WHAT YOU WILL DO
Output the material word for word. Leave each picture out.

----------

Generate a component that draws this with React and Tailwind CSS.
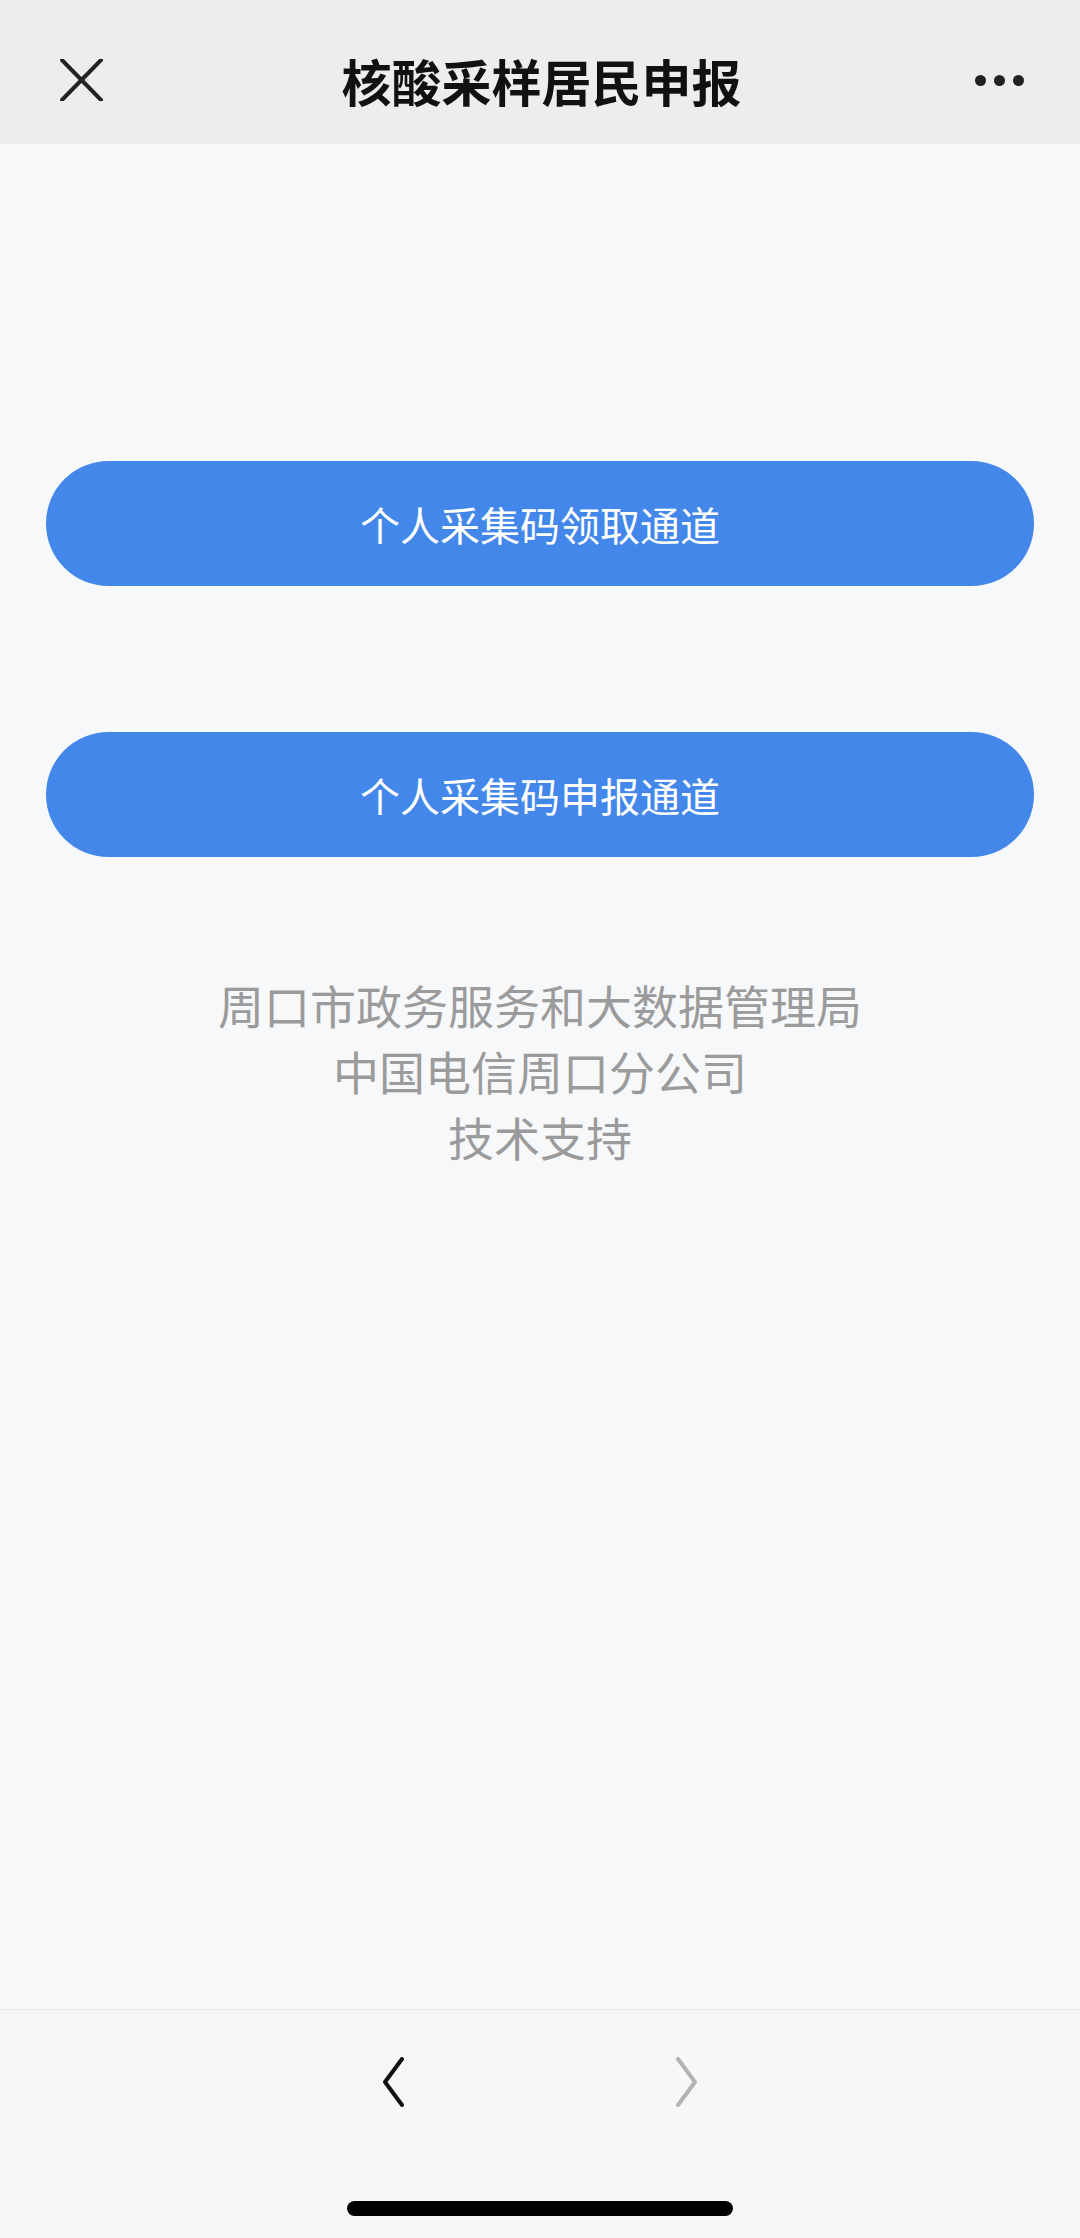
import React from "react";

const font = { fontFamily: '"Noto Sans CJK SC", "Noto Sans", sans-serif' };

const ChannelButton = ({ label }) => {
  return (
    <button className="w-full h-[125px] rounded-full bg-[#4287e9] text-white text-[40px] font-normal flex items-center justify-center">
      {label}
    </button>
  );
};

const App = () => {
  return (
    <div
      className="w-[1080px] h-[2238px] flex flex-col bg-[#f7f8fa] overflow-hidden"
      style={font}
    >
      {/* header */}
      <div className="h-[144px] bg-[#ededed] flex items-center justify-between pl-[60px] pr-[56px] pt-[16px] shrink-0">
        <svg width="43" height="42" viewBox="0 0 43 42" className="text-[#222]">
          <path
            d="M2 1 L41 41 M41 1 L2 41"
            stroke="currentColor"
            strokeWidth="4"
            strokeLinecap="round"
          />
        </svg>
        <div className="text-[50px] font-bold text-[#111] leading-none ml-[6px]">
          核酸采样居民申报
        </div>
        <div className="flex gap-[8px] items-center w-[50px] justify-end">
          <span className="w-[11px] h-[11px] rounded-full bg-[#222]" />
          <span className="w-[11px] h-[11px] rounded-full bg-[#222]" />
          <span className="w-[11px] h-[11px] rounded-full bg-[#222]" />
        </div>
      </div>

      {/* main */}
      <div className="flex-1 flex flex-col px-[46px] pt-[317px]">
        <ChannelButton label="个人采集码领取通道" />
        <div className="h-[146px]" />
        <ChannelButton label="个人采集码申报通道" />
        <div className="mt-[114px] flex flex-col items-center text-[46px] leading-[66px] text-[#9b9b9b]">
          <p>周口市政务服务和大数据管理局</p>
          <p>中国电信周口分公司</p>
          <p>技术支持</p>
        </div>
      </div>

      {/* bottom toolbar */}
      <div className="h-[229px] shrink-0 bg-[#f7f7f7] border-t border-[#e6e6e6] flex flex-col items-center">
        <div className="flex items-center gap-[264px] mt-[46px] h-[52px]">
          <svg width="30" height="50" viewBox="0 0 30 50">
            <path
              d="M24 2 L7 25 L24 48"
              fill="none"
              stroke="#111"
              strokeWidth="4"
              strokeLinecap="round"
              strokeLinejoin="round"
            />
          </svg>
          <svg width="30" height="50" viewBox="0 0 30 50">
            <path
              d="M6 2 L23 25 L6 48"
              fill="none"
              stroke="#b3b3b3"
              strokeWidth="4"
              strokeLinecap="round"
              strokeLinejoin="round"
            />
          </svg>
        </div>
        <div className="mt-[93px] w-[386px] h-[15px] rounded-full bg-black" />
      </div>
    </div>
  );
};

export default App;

----------

RESULT OF THIS EXERCISE
Generate a component that draws this with React and Tailwind CSS.
import React from "react";

const font = { fontFamily: '"Noto Sans CJK SC", "Noto Sans", sans-serif' };

const ChannelButton = ({ label }) => {
  return (
    <button className="w-full h-[125px] rounded-full bg-[#4287e9] text-white text-[40px] font-normal flex items-center justify-center">
      {label}
    </button>
  );
};

const App = () => {
  return (
    <div
      className="w-[1080px] h-[2238px] flex flex-col bg-[#f7f8fa] overflow-hidden"
      style={font}
    >
      {/* header */}
      <div className="h-[144px] bg-[#ededed] flex items-center justify-between pl-[60px] pr-[56px] pt-[16px] shrink-0">
        <svg width="43" height="42" viewBox="0 0 43 42" className="text-[#222]">
          <path
            d="M2 1 L41 41 M41 1 L2 41"
            stroke="currentColor"
            strokeWidth="4"
            strokeLinecap="round"
          />
        </svg>
        <div className="text-[50px] font-bold text-[#111] leading-none ml-[6px]">
          核酸采样居民申报
        </div>
        <div className="flex gap-[8px] items-center w-[50px] justify-end">
          <span className="w-[11px] h-[11px] rounded-full bg-[#222]" />
          <span className="w-[11px] h-[11px] rounded-full bg-[#222]" />
          <span className="w-[11px] h-[11px] rounded-full bg-[#222]" />
        </div>
      </div>

      {/* main */}
      <div className="flex-1 flex flex-col px-[46px] pt-[317px]">
        <ChannelButton label="个人采集码领取通道" />
        <div className="h-[146px]" />
        <ChannelButton label="个人采集码申报通道" />
        <div className="mt-[114px] flex flex-col items-center text-[46px] leading-[66px] text-[#9b9b9b]">
          <p>周口市政务服务和大数据管理局</p>
          <p>中国电信周口分公司</p>
          <p>技术支持</p>
        </div>
      </div>

      {/* bottom toolbar */}
      <div className="h-[229px] shrink-0 bg-[#f7f7f7] border-t border-[#e6e6e6] flex flex-col items-center">
        <div className="flex items-center gap-[264px] mt-[46px] h-[52px]">
          <svg width="30" height="50" viewBox="0 0 30 50">
            <path
              d="M24 2 L7 25 L24 48"
              fill="none"
              stroke="#111"
              strokeWidth="4"
              strokeLinecap="round"
              strokeLinejoin="round"
            />
          </svg>
          <svg width="30" height="50" viewBox="0 0 30 50">
            <path
              d="M6 2 L23 25 L6 48"
              fill="none"
              stroke="#b3b3b3"
              strokeWidth="4"
              strokeLinecap="round"
              strokeLinejoin="round"
            />
          </svg>
        </div>
        <div className="mt-[93px] w-[386px] h-[15px] rounded-full bg-black" />
      </div>
    </div>
  );
};

export default App;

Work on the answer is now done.